Face à nous, tout semble s'animer et si une biche vient bientôt faire partie du voyage, c'est aussi désincarnée, absente, arlésienne diaphane, spectre bienveillant en rupture avec la chair. C'est un leurre et tout se renforce par une mise en abime souhaitée par les acteurs virtuels. Faire une pièce qui raconte celle ci mais en chair et en os. Alors pourquoi pas s'y atteler et nous montrer ces deux protagonistes sur scène, costumés en enceinte. La maïeutique semble opérer et l'on imagine le tableau vivant et désopilant de ce show hors pair. Un gros travail pour le spectateur, obligé de se faire son film avec images et humour. Beaucoup de tendresse dans ce dialogue entre machine, robot bien bâti comme de sculptures sonores. Rien d'autres que leur présence habitée par l'absence des comédiens: absurde en diable à la Ionesco, une petite heure durant, le piège fonctionne jusqu'au coup de théâtre final.

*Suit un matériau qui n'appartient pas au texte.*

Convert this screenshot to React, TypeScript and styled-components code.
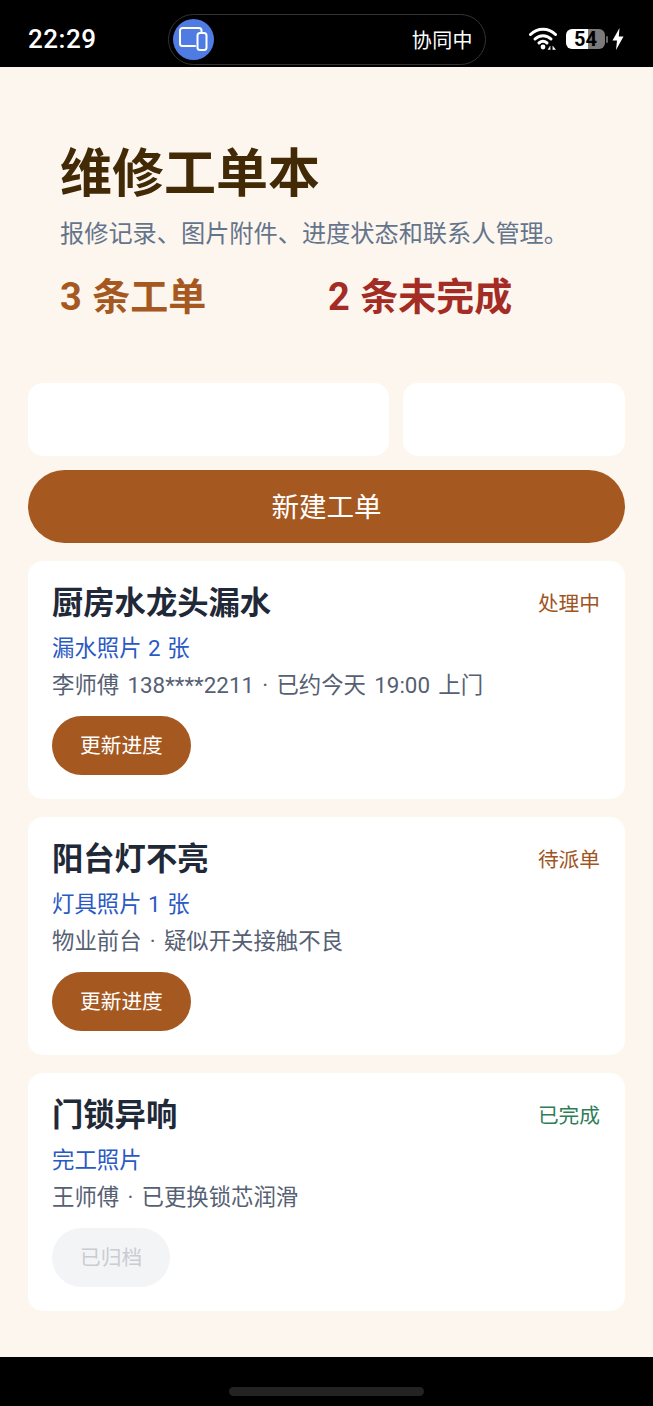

Il y a bien un faune dans la cage et un humain dans l'autre habitacle. Après une description d'une séquence de "L’après-midi d'un faune" de Nijinsky/ Roerich/Debussy suite à une panne de courant nous ramenant dans le silence et l'obscurité totale. 


C'est bluffant et plein de fausses routes, de leurres, de farces et attrapes de bon gout.On image les nymphettes à la Duncan virevolter auteur du faune -comme Charlot dans son film "une idylle au champ"- alors que rien ne se passe excepté dans notre imagination. Alors à quoi bon se flageller et mettre en place des dispositifs lourds et encombrants, alors que l'imagination peut faire le reste! Un musicien par pupitre suffirait pour l'orchestre!Coup de théâtre final quand les deux auteurs-comédiens-metteurs en scène sortent des cages des enceintes...Les créatures ainsi évacuées et engendrées sont bien de beaux bébés réels. La maïeutique a opéré et longue vie à cet opus et à celui qui n'aura jamais lieu: le récit par deux acteurs de ce que nous venons de voir! Les coquins! Le "Theâtre et son double" d'Antonin Artaud en filigrane, sur la perte et la vacuité...Deux enceintes, "une porte et un soupir", on ira loin...Et ce sera le "début" de la fin!